It might be possible to have a standards-compliant machine with a one's-complement or sign-magnitude "char" type if the only way to get a negative zero would be by overlaying some other data type, and if negative zero compared unequal to positive zero. I'm not sure if that could be standards-compliant or not.
EDIT
BTW, if requirement #2 were relaxed, I wonder what the exact requirements would be when overlaying other data types onto 'char'? Among other things, while the standard makes it abundantly clear that one must be able to perform assignments and comparisons on any 'char' values that may result from overlaying another variable onto a 'char', I don't know that it imposes any requirement that all such values must behave as an arithmetic group. For example, I wonder what the legality would be of a machine in which every memory location was physically stored as 66 bits, with the top two bits indicating whether the value was a 64-bit integer, a 32-bit memory handle plus a 32-bit offset, or a 64-bit double-precision floating-point number? Since the standard allows implementations to do anything they like when an arithmetic computation exceeds the range of a signed type, that would suggest that signed types do not necessarily have to behave as a group.
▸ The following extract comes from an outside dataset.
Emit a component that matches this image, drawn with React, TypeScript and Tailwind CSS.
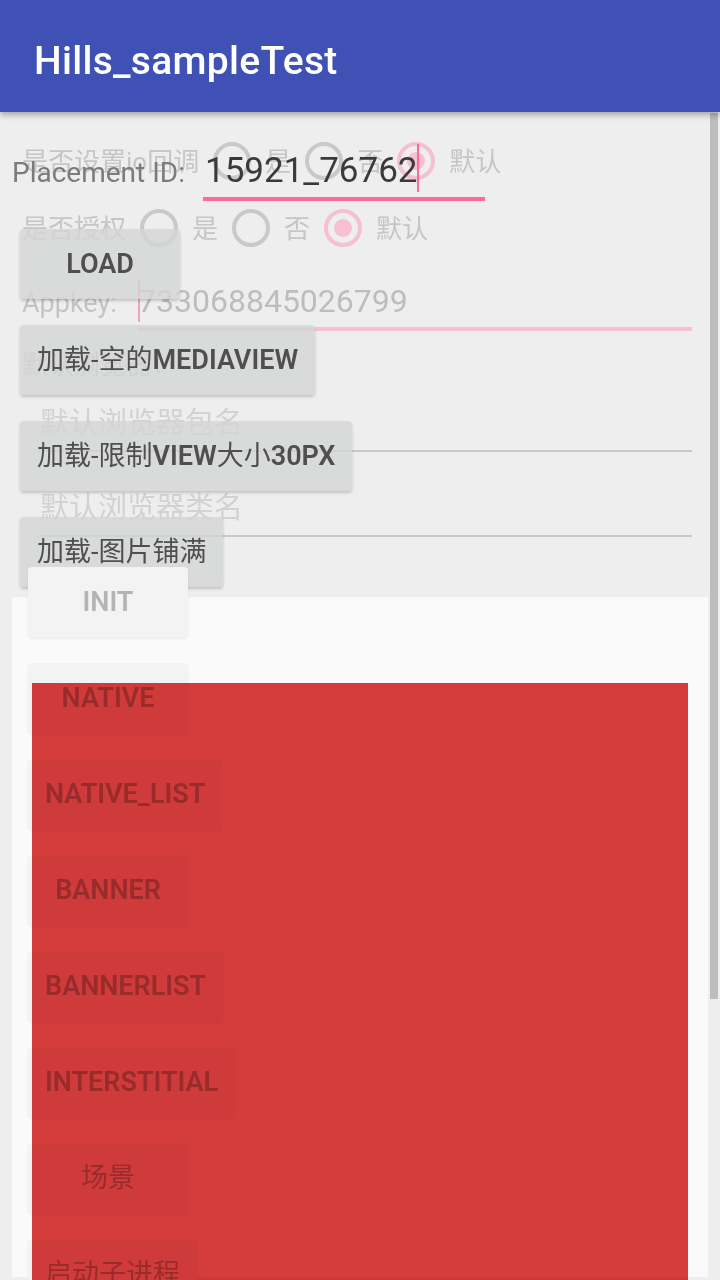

For most signed types, there's no requirement that the type be unable to represent any numbers outside the range specified in limits.h; if limits.h specifies that the minimum "int" is -32767, then it would be perfectly legitimate for an implementation to in fact allow a value of -32768 since any program that tried to do so would invoke Undefined Behavior. The key question would probably be whether it would be legitimate for a 'char' value resulting from the overlay of some other type to yield a value outside the range specified in limits.h. I wonder what the standard says?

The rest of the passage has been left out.